→ TASK OBJECTIVE
Which lines in the records below contain the word "React"? Copy each of them.

Extracted records
((

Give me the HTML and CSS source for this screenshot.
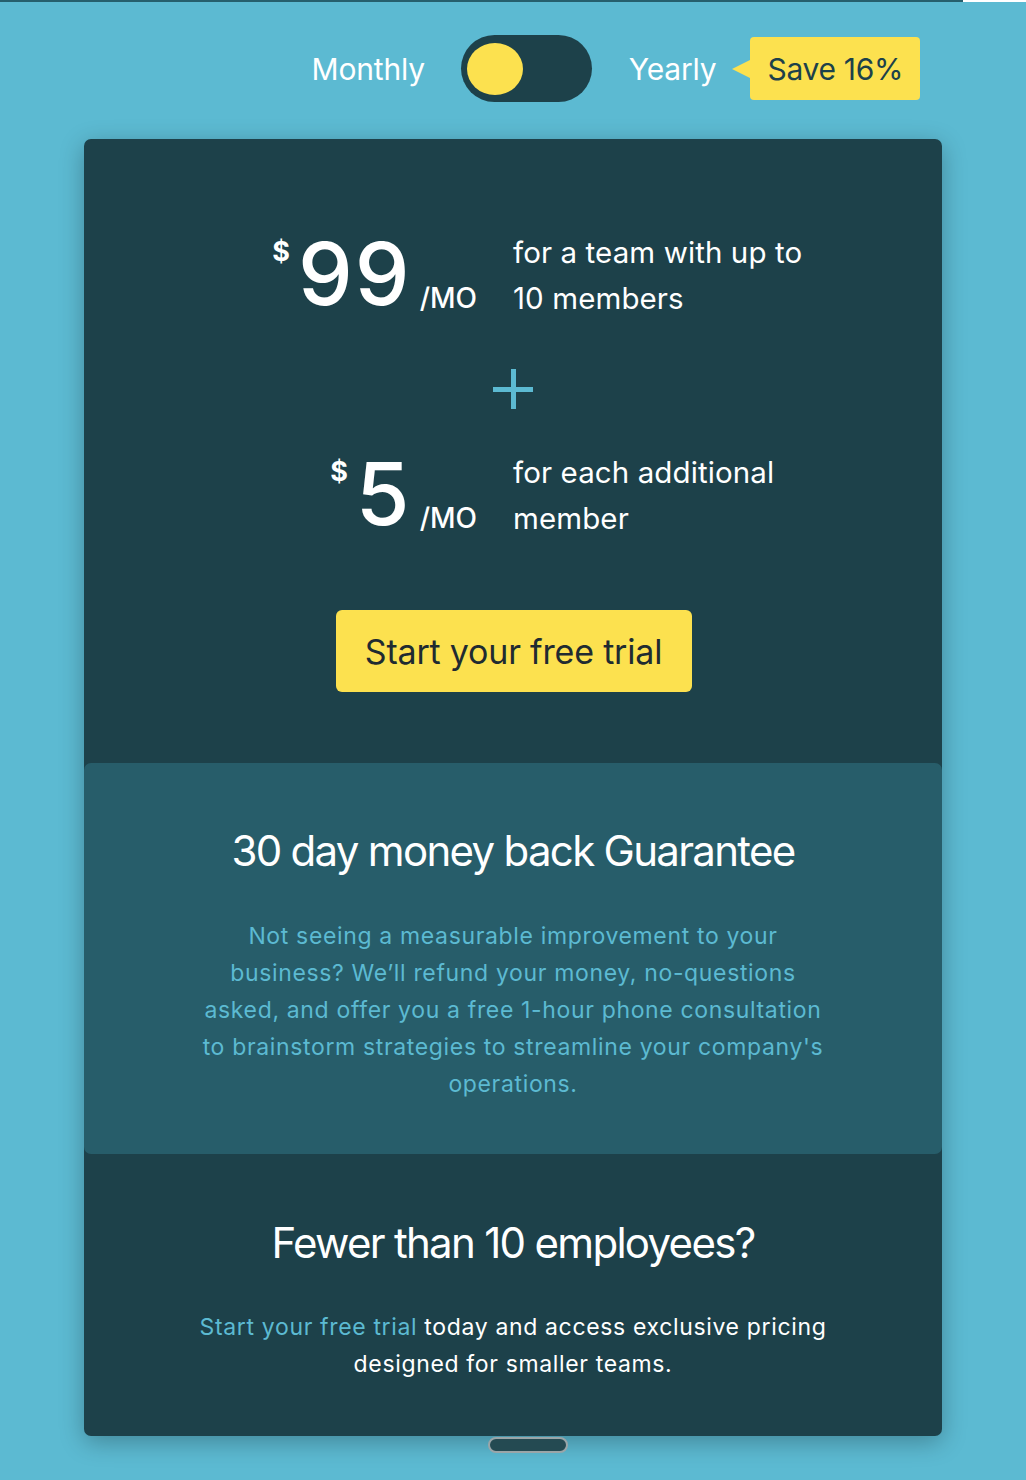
FILE: index.html
```html
<!DOCTYPE html>
<html>
<head>
<meta charset="utf-8">
<link rel="stylesheet" href="styles.css">
</head>
<body>
<div class="topbar"></div>
<div class="billing">
  <span class="billing-label">Monthly</span>
  <div class="toggle"><span class="knob"></span></div>
  <span class="billing-label yearly">Yearly</span>
  <span class="pointer"></span>
  <span class="badge">Save 16%</span>
</div>
<div class="card">
  <div class="pricing">
    <div class="price-row">
      <div class="price"><span class="cur">$</span><span class="amount">99</span><span class="per">/MO</span></div>
      <div class="desc">for a team with up to<br>10 members</div>
    </div>
    <div class="plus"></div>
    <div class="price-row">
      <div class="price"><span class="cur">$</span><span class="amount">5</span><span class="per">/MO</span></div>
      <div class="desc">for each additional<br>member</div>
    </div>
    <div class="cta-wrap"><button class="cta">Start your free trial</button></div>
  </div>
  <div class="guarantee">
    <h2 class="heading">30 day money back Guarantee</h2>
    <p class="guarantee-text">Not seeing a measurable improvement to your business? We’ll refund your money, no-questions asked, and offer you a free 1-hour phone consultation to brainstorm strategies to streamline your company's operations.</p>
  </div>
  <div class="small-teams">
    <h2 class="heading">Fewer than 10 employees?</h2>
    <p class="small-text"><span class="link">Start your free trial</span> today and access exclusive pricing designed for smaller teams.</p>
  </div>
  <div class="handle"></div>
</div>
</body>
</html>
```

FILE: styles.css
```css
* { box-sizing: border-box; }
html, body { margin: 0; padding: 0; }
body {
  background: #5cbad2;
  font-family: Inter, "Noto Sans", sans-serif;
  color: #fff;
  height: 1480px;
  overflow: hidden;
}
.topbar {
  height: 2px;
  background: linear-gradient(to right, #265f6d 0, #265f6d 963px, #ffffff 963px);
}
.billing {
  display: flex;
  align-items: center;
  justify-content: center;
  padding-left: 206px;
  margin-top: 33px;
  height: 67px;
}
.billing-label {
  font-size: 30px;
  color: #fff;
  letter-spacing: -0.2px;
}
.toggle {
  width: 131px;
  height: 67px;
  border-radius: 34px;
  background: #1d414a;
  margin: 0 37px 0 36px;
  display: flex;
  align-items: center;
  padding-left: 6px;
}
.knob {
  width: 56px;
  height: 52px;
  border-radius: 50%;
  background: #fce14f;
}
.pointer {
  width: 0;
  height: 0;
  border-top: 9px solid transparent;
  border-bottom: 9px solid transparent;
  border-right: 18px solid #fce14f;
  margin-left: 16px;
}
.badge {
  background: #fce14f;
  color: #1d414a;
  font-size: 30px;
  height: 63px;
  width: 170px;
  display: flex;
  align-items: center;
  justify-content: center;
  border-radius: 4px;
  letter-spacing: -0.3px;
}
.card {
  position: relative;
  width: 858px;
  margin: 37px auto 0;
  background: #1d414a;
  border-radius: 7px;
  box-shadow: 0 6px 24px rgba(0, 0, 0, 0.28);
}
.pricing {
  padding: 98px 0 71px;
}
.price-row {
  display: grid;
  grid-template-columns: 1fr 1fr;
}
.price {
  display: flex;
  justify-content: flex-end;
  align-items: flex-end;
  padding-right: 36px;
  height: 82px;
}
.cur {
  align-self: flex-start;
  font-size: 27px;
  font-weight: 700;
  margin-top: -2px;
  margin-right: 8px;
}
.amount {
  font-size: 87px;
  font-weight: 500;
  line-height: 1;
  letter-spacing: 2px;
  margin-bottom: 2px;
}
.per {
  font-size: 28px;
  font-weight: 500;
  margin-left: 8px;
  line-height: 1;
  margin-bottom: 7px;
}
.desc {
  font-size: 29.5px;
  line-height: 46px;
  margin-top: -8px;
  letter-spacing: 0.1px;
}
.plus {
  position: relative;
  width: 40px;
  height: 40px;
  margin: 48px auto 48px;
}
.plus::before, .plus::after {
  content: "";
  position: absolute;
  background: #5cbad2;
}
.plus::before { left: 0; top: 18px; width: 40px; height: 5px; }
.plus::after { left: 18px; top: 0; width: 5px; height: 40px; }
.cta-wrap {
  display: flex;
  justify-content: center;
  margin-top: 69px;
}
.cta {
  width: 356px;
  height: 82px;
  border: none;
  border-radius: 6px;
  background: #fce14f;
  color: #1f2b31;
  font-family: Inter, "Noto Sans", sans-serif;
  font-size: 34px;
  letter-spacing: -0.2px;
  margin-left: 1px;
}
.guarantee {
  background: #275d6a;
  border-radius: 7px;
  height: 391px;
  padding-top: 58px;
  text-align: center;
}
.heading {
  margin: 0;
  font-size: 42px;
  font-weight: 400;
  letter-spacing: -1.7px;
  line-height: 60px;
  color: #fff;
}
.guarantee-text {
  margin: 37px auto 0;
  width: 640px;
  font-size: 23px;
  line-height: 37px;
  letter-spacing: 0.65px;
  color: #5cbad2;
}
.small-teams {
  padding: 59px 0 53px;
  text-align: center;
}
.small-text {
  margin: 36px auto 0;
  width: 660px;
  font-size: 23px;
  line-height: 37px;
  letter-spacing: 0.65px;
  color: #fff;
}
.link { color: #5cbad2; }
.handle {
  position: absolute;
  left: 404px;
  bottom: -17px;
  width: 80px;
  height: 16px;
  border-radius: 8px;
  background: #244a52;
  border: 2px solid #9aa5a8;
}
```
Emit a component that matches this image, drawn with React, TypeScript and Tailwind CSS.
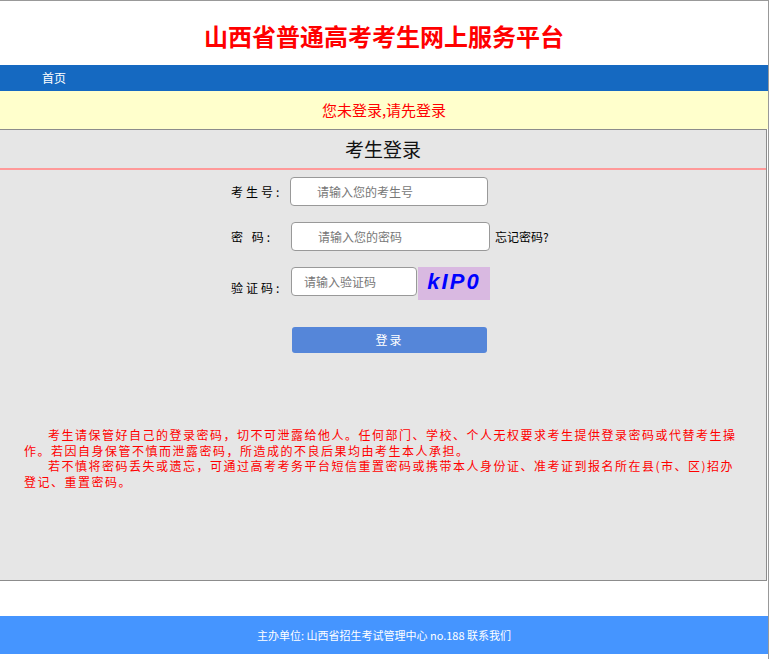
import React from 'react';

const cjk = "font-['Noto_Sans_CJK_SC','Noto_Sans',sans-serif]";

export default function App() {
  return (
    <div className={`${cjk} w-[769px] min-h-screen border-t border-r border-[#999] bg-white`}>
      <header className="h-[64px] pt-[6px] flex items-center justify-center">
        <h1 className="text-[24px] leading-[30px] font-bold text-[#ff0000]">山西省普通高考考生网上服务平台</h1>
      </header>

      <nav className="h-[26px] bg-[#1569c1] flex items-center pl-[42px]">
        <a className="text-white text-[12px] leading-[16px]">首页</a>
      </nav>

      <div className="h-[38px] bg-[#ffffcc] flex items-center justify-center">
        <span className="text-[15px] leading-[20px] text-[#ff0000]">您未登录,请先登录</span>
      </div>

      <section className="w-[767px] h-[452px] bg-[#e6e6e6] border-t border-r border-b border-[#8c8c8c]">
        <div className="h-[38px] flex items-center justify-center">
          <h2 className="text-[19px] leading-[24px] text-[#111]">考生登录</h2>
        </div>
        <div className="h-[2px] bg-[#ff9999]"></div>

        <form className="ml-[231px] mt-[7px] text-[12px] leading-[16px] text-black" onSubmit={e => e.preventDefault()}>
          <div className="flex items-center">
            <label className="w-[59px] tracking-[3px]">考生号:</label>
            <input
              className="w-[198px] h-[29px] bg-white border border-[#999] rounded-[4px] pl-[26px] text-[12px] placeholder:text-[#777] outline-none"
              placeholder="请输入您的考生号"
            />
          </div>

          <div className="flex items-center mt-[16px]">
            <label className="w-[60px] tracking-[3px]">密 码:</label>
            <input
              type="password"
              className="w-[199px] h-[29px] bg-white border border-[#999] rounded-[4px] pl-[26px] text-[12px] placeholder:text-[#777] outline-none"
              placeholder="请输入您的密码"
            />
            <a className="ml-[5px] text-black">忘记密码?</a>
          </div>

          <div className="flex items-start mt-[16px]">
            <label className="w-[60px] pt-[13px] tracking-[3px]">验证码:</label>
            <input
              className="w-[126px] h-[29px] bg-white border border-[#999] rounded-[4px] pl-[12px] text-[12px] placeholder:text-[#777] outline-none"
              placeholder="请输入验证码"
            />
            <div className="ml-px w-[72px] h-[33px] bg-[#d9b9e1] flex items-center justify-center pb-[4px]">
              <span className="font-['Liberation_Sans',Arial,sans-serif] italic font-bold text-[22px] leading-[24px] tracking-[2px] text-[#0000ff]">kIP0</span>
            </div>
          </div>

          <button
            type="submit"
            className="ml-[61px] mt-[27px] w-[195px] h-[26px] bg-[#5586d9] rounded-[3px] text-white text-[12px] leading-[16px] tracking-[2px]"
          >
            登录
          </button>
        </form>

        <div className="mx-[24px] mt-[74px] text-[12px] leading-[15.5px] tracking-[1.5px] text-[#ff0000]">
          <p className="indent-[24px]">
            考生请保管好自己的登录密码，切不可泄露给他人。任何部门、学校、个人无权要求考生提供登录密码或代替考生操作。若因自身保管不慎而泄露密码，所造成的不良后果均由考生本人承担。
          </p>
          <p className="indent-[24px]">
            若不慎将密码丢失或遗忘，可通过高考考务平台短信重置密码或携带本人身份证、准考证到报名所在县(市、区)招办登记、重置密码。
          </p>
        </div>
      </section>

      <footer className="mt-[35px] h-[38px] bg-[#4595ff] flex items-center justify-center">
        <span className="text-white text-[11px] leading-[14px]">主办单位: 山西省招生考试管理中心 no.188 联系我们</span>
      </footer>
    </div>
  );
}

))

→ EXERCISE RESPONSE
Emit a component that matches this image, drawn with React, TypeScript and Tailwind CSS.
import React from 'react';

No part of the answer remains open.